By sixth grade, McDonald was playing on a boys’ A.A.U. team. She also played volleyball and ran track, but basketball quickly became her top priority. She started getting attention in the local news media when she became her high school’s leading scorer by a large margin as a freshman, and garnered even more when she started getting triple-doubles and even, once, a quadruple-double.
As her abilities grew, she didn’t. McDonald insists that her height never threatened her basketball ambitions and credits her mother for her confidence in spite of being perpetually underestimated.
“Every game, throughout my whole career, my mom has always told me to be a feisty competitor and leave everything out on the floor,” McDonald said. “Me being small, I had to do things that other players didn’t want to do, whether that was diving on the floor for loose balls or taking charges.”
Plus, she believes she has other gifts that have fueled her career. “You can’t teach speed,” McDonald said. “You can’t teach heart.”

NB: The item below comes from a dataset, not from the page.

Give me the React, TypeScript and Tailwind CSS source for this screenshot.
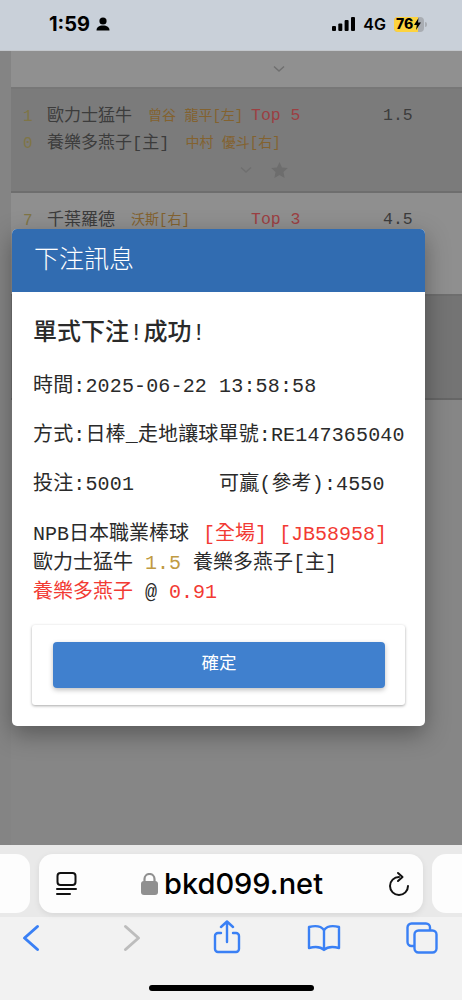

Because she wanted to stay on the West Coast, McDonald began her college career at the University of Washington, where Adia Barnes, who is now Arizona’s coach, was an assistant. But McDonald wasn’t content, far from her family and her ailing grandfather — and playing behind the N.C.A.A.’s career leading scorer, Kelsey Plum. When Barnes, who had recruited McDonald, took the Arizona job, the decision to follow her was a fairly easy one.